Joseph Stiglitz has been arguing for a “structural transformation” of the economy, one that places equitable redistribution before growth. “[T]he political challenge in doing any of this,” Surowiecki writes,” is immense, in part because inequality makes it harder to fix inequality.” The top 20% join in not supporting any taxation for the public good, such as schools, roads, health care, legal aid, day care, housing for the homeless, guaranteed Federally provided minimum incomes because they have no need for such assistance.

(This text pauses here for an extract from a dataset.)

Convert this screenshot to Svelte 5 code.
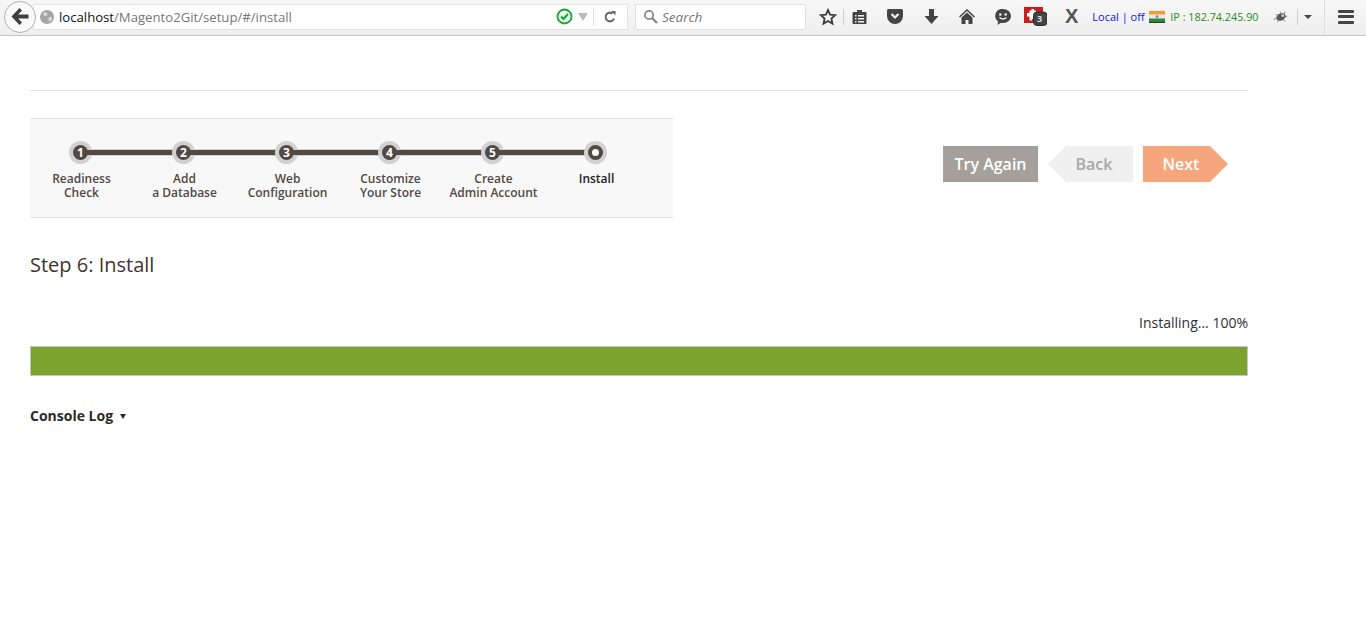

Personal wealth gives to a small segment of the population means to buy whatever services and products the remaining 80% of the population must rely on taxation to provide.
Unfortunately, a self-sufficient top 20% are niched in powerful positions in all determining areas of society: discourse, institutions and practices. The Many not only parrot the discourse of the top 20% and put into practice those beliefs but they must comply with their institutions. Here then homelessness is an eyesore that needs to be put out of sight and poverty is a misery we lay at the feet of the impoverished themselves.